I did, but it wasn’t as big a mental battle as I expected.
I’ll get a crush on someone.
I didn’t. If only I had met Earnest from Austria…
I’ll laugh a lot.
Of course, I did.
At some point I’ll get cold and wear my sleeping bag liner like a scarf.
This happened on the first day but never again.
I won’t know what to do with the spare time I’ve built into the end of the trip.
I didn’t have enough spare time. I expected to have a week or two, but I took so much time walking, I only had time to see Seville!
Despite thorough waymarking, I’ll get lost.
I almost got lost a lot, especially heading out of cities, when the yellow arrows are hidden with street signs and billboards and advertisements.
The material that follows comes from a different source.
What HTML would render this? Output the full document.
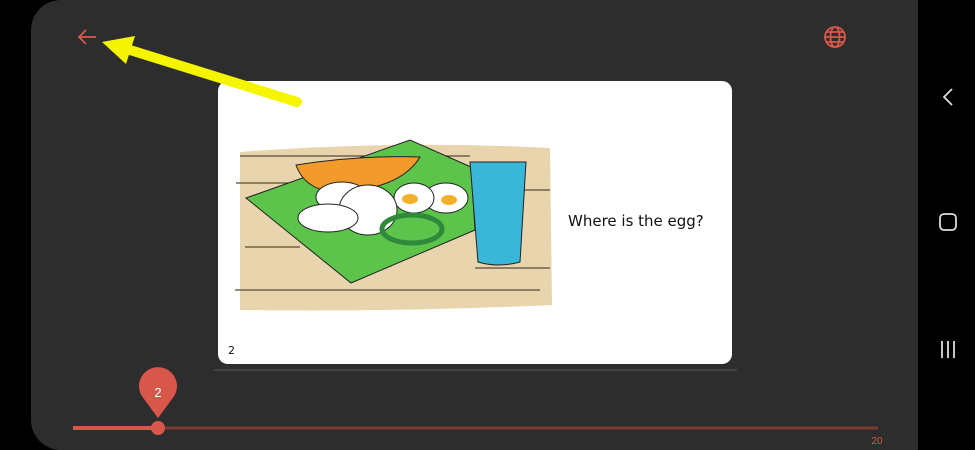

But each time I headed down the wrong road, a local would point me in the right direction, or I’d see another pilgrim going in a different direction.
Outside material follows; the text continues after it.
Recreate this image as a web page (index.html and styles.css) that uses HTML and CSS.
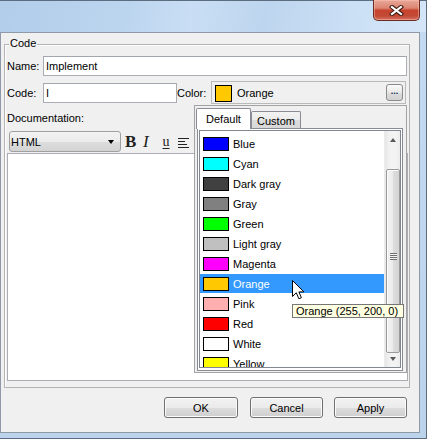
FILE: index.html
```html
<!DOCTYPE html>
<html>
<head>
<meta charset="utf-8">
<link rel="stylesheet" href="styles.css">
</head>
<body>
<div class="window">
  <div class="titlebar">
    <div class="close">
      <svg width="15" height="11" viewBox="0 0 15 11">
        <path d="M3 2 L12 9 M12 2 L3 9" stroke="#3d1a14" stroke-width="4.2" stroke-linecap="square" fill="none"/>
        <path d="M3 2 L12 9 M12 2 L3 9" stroke="#ffffff" stroke-width="2.2" stroke-linecap="square" fill="none"/>
      </svg>
    </div>
  </div>
  <div class="client">
    <div class="group">
      <span class="legend">Code</span>
      <div class="row row-name">
        <span class="lbl">Name:</span>
        <div class="field name-field">Implement</div>
      </div>
      <div class="row row-code">
        <span class="lbl">Code:</span>
        <div class="field code-field">I</div>
        <span class="lbl color-lbl">Color:</span>
        <div class="color-box">
          <span class="cswatch"></span>
          <span class="ctext">Orange</span>
          <span class="dots">...</span>
        </div>
      </div>
      <div class="doc-label">Documentation:</div>
      <div class="toolbar">
        <div class="combo"><span>HTML</span><span class="caret"></span></div>
        <span class="tb tb-b">B</span>
        <span class="tb tb-i">I</span>
        <span class="tb tb-u">u</span>
        <svg class="tb tb-align" width="12" height="11" viewBox="0 0 12 11">
          <path d="M0 1.5 H11 M0 4.5 H7 M0 7.5 H9 M0 10.5 H11" stroke="#222" stroke-width="1"/>
        </svg>
      </div>
      <div class="textarea"></div>
    </div>
    <div class="buttons">
      <div class="btn btn-ok">OK</div>
      <div class="btn btn-cancel">Cancel</div>
      <div class="btn btn-apply">Apply</div>
    </div>
  </div>

  <div class="popup">
    <div class="tabs">
      <div class="tab tab-active">Default</div>
      <div class="tab tab-idle">Custom</div>
    </div>
    <div class="panel">
      <div class="list">
        <div class="items">
          <div class="item"><span class="sw" style="background:#0000ff"></span><span>Blue</span></div>
          <div class="item"><span class="sw" style="background:#00ffff"></span><span>Cyan</span></div>
          <div class="item"><span class="sw" style="background:#404040"></span><span>Dark gray</span></div>
          <div class="item"><span class="sw" style="background:#808080"></span><span>Gray</span></div>
          <div class="item"><span class="sw" style="background:#00ff00"></span><span>Green</span></div>
          <div class="item"><span class="sw" style="background:#c0c0c0"></span><span>Light gray</span></div>
          <div class="item"><span class="sw" style="background:#ff00ff"></span><span>Magenta</span></div>
          <div class="item selected"><span class="sw" style="background:#ffc800"></span><span>Orange</span></div>
          <div class="item"><span class="sw" style="background:#ffafaf"></span><span>Pink</span></div>
          <div class="item"><span class="sw" style="background:#ff0000"></span><span>Red</span></div>
          <div class="item"><span class="sw" style="background:#ffffff"></span><span>White</span></div>
          <div class="item"><span class="sw" style="background:#ffff00"></span><span>Yellow</span></div>
        </div>
        <div class="scrollbar">
          <div class="sb-up"><span class="tri-up"></span></div>
          <div class="thumb"><span class="grip"></span></div>
          <div class="sb-down"><span class="tri-down"></span></div>
        </div>
      </div>
    </div>
  </div>

  <div class="tooltip">Orange (255, 200, 0)</div>

  <svg class="cursor" width="14" height="21" viewBox="0 0 14 21">
    <path d="M0.5 0.5 L0.5 16.5 L4.3 12.8 L6.9 18.8 L9.4 17.7 L6.9 11.9 L11.9 11.9 Z" fill="#ffffff" stroke="#000000" stroke-width="1" stroke-linejoin="miter"/>
  </svg>
</div>
</body>
</html>
```

FILE: styles.css
```css
* {
  box-sizing: border-box;
}

html, body {
  margin: 0;
  padding: 0;
}

body {
  width: 427px;
  height: 439px;
  overflow: hidden;
  font-family: "Liberation Sans", Arial, sans-serif;
  font-size: 11px;
  color: #000;
  background: #ffffff;
}

.window {
  position: relative;
  width: 427px;
  height: 439px;
  background: linear-gradient(to bottom, #c4daf1, #bcd3ec);
  border-top: 1px solid #5d6d80;
  border-right: 1px solid #5d6d80;
  border-bottom: 1px solid #5d6d80;
  display: flex;
  flex-direction: column;
}

.titlebar {
  height: 31px;
  flex: none;
  display: flex;
  justify-content: flex-end;
  background: linear-gradient(100deg, #b2cdea 0%, #bcd5ef 30%, #c9def4 45%, #bdd5ee 62%, #cde1f6 85%, #d4e5f7 100%);
}

.close {
  width: 47px;
  height: 21px;
  margin-top: -1px;
  margin-right: 6px;
  border: 1px solid #6b2b22;
  border-top: none;
  border-radius: 0 0 5px 5px;
  background: linear-gradient(to bottom, #e9a898 0%, #dc8572 40%, #c7432e 52%, #c24a36 80%, #d7735f 100%);
  box-shadow: inset 0 0 0 1px rgba(255, 200, 190, 0.45);
  display: flex;
  align-items: center;
  justify-content: center;
}

.client {
  width: 420px;
  height: 401px;
  flex: none;
  border: 1px solid #8e9aa8;
  background: #f0f0f0;
  display: flex;
  flex-direction: column;
}

.group {
  position: relative;
  height: 344px;
  margin: 11px 9px 0 3px;
  border: 1px solid #b4b4b4;
  box-shadow: inset 1px 1px 0 #ffffff;
  display: flex;
  flex-direction: column;
}

.legend {
  position: absolute;
  top: -8px;
  left: 4px;
  padding: 0 1px;
  line-height: 13px;
  background: #f0f0f0;
}

.row {
  display: flex;
  align-items: center;
  padding-left: 2px;
}

.row-name {
  margin-top: 11px;
  height: 20px;
}

.row-code {
  margin-top: 5px;
  height: 23px;
}

.lbl {
  width: 36px;
  flex: none;
}

.color-lbl {
  width: 34px;
}

.field {
  height: 20px;
  border: 1px solid #abadb3;
  border-top-color: #a2a6ad;
  background: #ffffff;
  padding-left: 2px;
  display: flex;
  align-items: center;
}

.name-field {
  width: 364px;
}

.code-field {
  width: 134px;
}

.color-box {
  width: 195px;
  height: 23px;
  border: 1px solid #b9b9b9;
  background: #f0f0f0;
  display: flex;
  align-items: center;
  padding-left: 3px;
  padding-right: 2px;
}

.cswatch {
  width: 17px;
  height: 17px;
  margin-top: 2px;
  border: 1px solid #000;
  background: #ffc800;
  flex: none;
}

.ctext {
  margin-left: 5px;
}

.dots {
  margin-left: auto;
  width: 17px;
  height: 17px;
  border: 1px solid #8a8a8a;
  border-radius: 3px;
  background: linear-gradient(to bottom, #fbfbfb, #e8e8e8 50%, #dcdcdc 51%, #d2d2d2);
  font-size: 9px;
  line-height: 13px;
  text-align: center;
  color: #1b2a55;
  letter-spacing: 0px;
  font-weight: bold;
}

.doc-label {
  height: 27px;
  padding-left: 2px;
  display: flex;
  align-items: center;
}

.toolbar {
  height: 21px;
  display: flex;
  align-items: center;
  padding-left: 4px;
}

.combo {
  width: 112px;
  height: 21px;
  border: 1px solid #a0a0a0;
  border-radius: 3px;
  background: linear-gradient(to bottom, #f3f3f3, #ebebeb 50%, #dddddd 51%, #d3d3d3);
  display: flex;
  align-items: center;
  padding-left: 1px;
  padding-right: 6px;
  justify-content: space-between;
  flex: none;
}

.caret {
  width: 0;
  height: 0;
  border-left: 3.5px solid transparent;
  border-right: 3.5px solid transparent;
  border-top: 4px solid #000;
}

.tb {
  flex: none;
  color: #222;
}

.tb-b {
  margin-left: 4px;
  width: 11px;
  font-family: "Liberation Serif", "Times New Roman", serif;
  font-weight: bold;
  font-size: 17px;
  line-height: 17px;
}

.tb-i {
  margin-left: 7px;
  width: 10px;
  font-family: "Liberation Serif", "Times New Roman", serif;
  font-style: italic;
  font-size: 17px;
  line-height: 17px;
}

.tb-u {
  margin-left: 8px;
  width: 10px;
  font-family: "Liberation Serif", "Times New Roman", serif;
  font-size: 14px;
  line-height: 14px;
  text-decoration: underline;
  text-underline-offset: 2px;
  text-align: center;
}

.tb-align {
  margin-left: 7px;
  margin-top: 1px;
}

.textarea {
  height: 228px;
  margin: 1px 1px 0 2px;
  border: 1px solid #abadb3;
  background: #ffffff;
}

.buttons {
  display: flex;
  justify-content: flex-end;
  margin-top: 9px;
  margin-right: 12px;
}

.btn {
  width: 73px;
  height: 21px;
  border: 1px solid #707070;
  border-radius: 3px;
  background: linear-gradient(to bottom, #f2f2f2, #ebebeb 50%, #dddddd 51%, #cfcfcf);
  box-shadow: inset 0 0 0 1px #fbfbfb;
  display: flex;
  align-items: center;
  justify-content: center;
}

.btn-ok {
  width: 74px;
}

.btn-cancel {
  margin-left: 12px;
}

.btn-apply {
  margin-left: 11px;
}

/* popup */
.popup {
  position: absolute;
  left: 194px;
  top: 104px;
  width: 213px;
  height: 268px;
  border: 1px solid #a3a3a3;
  background: #f0f0f0;
  display: flex;
  flex-direction: column;
}

.tabs {
  height: 22px;
  flex: none;
  padding-top: 2px;
  padding-left: 1px;
  display: flex;
  align-items: flex-end;
}

.tab {
  border: 1px solid #898c95;
  border-bottom: none;
  border-radius: 2px 2px 0 0;
  display: flex;
  align-items: center;
  justify-content: center;
}

.tab-active {
  position: relative;
  z-index: 2;
  width: 55px;
  height: 21px;
  margin-bottom: -1px;
  background: #ffffff;
  padding-bottom: 1px;
}

.tab-idle {
  width: 50px;
  height: 17px;
  padding-top: 1px;
  background: linear-gradient(to bottom, #f3f3f3, #ebebeb 50%, #dddddd 51%, #d8d8d8);
}

.panel {
  height: 243px;
  margin: 0 3px 1px 2px;
  border: 1px solid #898c95;
  background: #ffffff;
  padding: 1px 1px 2px 1px;
}

.list {
  height: 238px;
  border: 1px solid #828790;
  background: #ffffff;
  display: flex;
  overflow: hidden;
}

.items {
  width: 184px;
  flex: none;
  padding-top: 3px;
}

.item {
  height: 19px;
  margin-bottom: 1px;
  display: flex;
  align-items: center;
  padding-left: 3px;
}

.item.selected {
  background: #3399ff;
  color: #ffffff;
}

.sw {
  width: 26px;
  height: 14px;
  border: 1px solid #000;
  margin-right: 4px;
  flex: none;
}

.scrollbar {
  width: 16px;
  flex: none;
  display: flex;
  flex-direction: column;
  background: linear-gradient(to right, #e6e6e6, #f2f2f2 30%, #f4f4f4 70%, #ececec);
  border-left: 1px solid #ececec;
}

.sb-up {
  height: 20px;
  display: flex;
  justify-content: center;
  align-items: center;
  padding-bottom: 3px;
}

.tri-up {
  width: 0;
  height: 0;
  border-left: 3.5px solid transparent;
  border-right: 3.5px solid transparent;
  border-bottom: 4px solid #5a5a5a;
}

.thumb {
  height: 184px;
  margin-top: 18px;
  margin-left: 1px;
  margin-right: 0;
  border: 1px solid #9a9a9a;
  border-radius: 2px;
  background: linear-gradient(to right, #f3f3f3, #ececec 45%, #dcdcdc 55%, #d4d4d4);
  box-shadow: inset 1px 1px 0 #fcfcfc;
  display: flex;
  align-items: center;
  justify-content: center;
  padding-bottom: 10px;
}

.grip {
  width: 7px;
  height: 7px;
  background: repeating-linear-gradient(to bottom, #6e6e6e 0, #6e6e6e 1px, #f4f4f4 1px, #f4f4f4 2px);
}

.sb-down {
  flex: 1;
  display: flex;
  justify-content: center;
  align-items: flex-start;
  padding-top: 4px;
}

.tri-down {
  width: 0;
  height: 0;
  border-left: 3.5px solid transparent;
  border-right: 3.5px solid transparent;
  border-top: 4px solid #5a5a5a;
}

.tooltip {
  position: absolute;
  left: 292px;
  top: 303px;
  width: 112px;
  height: 14px;
  border: 1px solid #767676;
  background: #ffffe1;
  padding: 0 3px;
  line-height: 12px;
  white-space: nowrap;
  z-index: 5;
}

.cursor {
  position: absolute;
  left: 292px;
  top: 279px;
  z-index: 6;
}
```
There was one afternoon, however, in Pamplona, when Ted, Magdalena, and I were trying to get back to our albergue for the night, and couldn’t navigate the city. We kept getting confused and ending up at the same plaza with the same statue and church dedicated to St. Francis. And so despite our shared love of the hippie animal-loving saint, we harbored a slight irritation toward him for the rest of the trip.
I’ll eat way more meat than I usually do.
My appetite was mythic. I ate more meat, yes, and more bread, and wine, and cheese, and junk food, and Coke. I ate like a starving male college freshman.
The humble, portable, cost-effective baguette was the common denominator in almost every meal, and the reason I have not lost weight. Here are the things I put on my baguettes (I kept a list): craisins, sardines, tuna, cheese, chorizo, ham, apples, pears, butter, marmalade, sugar, oil, salt, other baguettes, chocolate bars, cookies, a whole carrot, coffee, vinegar, pasta, tomato, leafy greens, a croissant, fries, Cheetos, peppers, garbanzo beans, blackberries, and wild grapes.
I’ll write nice things but take lame pictures.
That’s probably true, but I did do my best with the pictures.
I’ll immediately ditch the few issues of National Geographic I’m bringing along for reading material.
Oh, yeah. They were gone in a minute.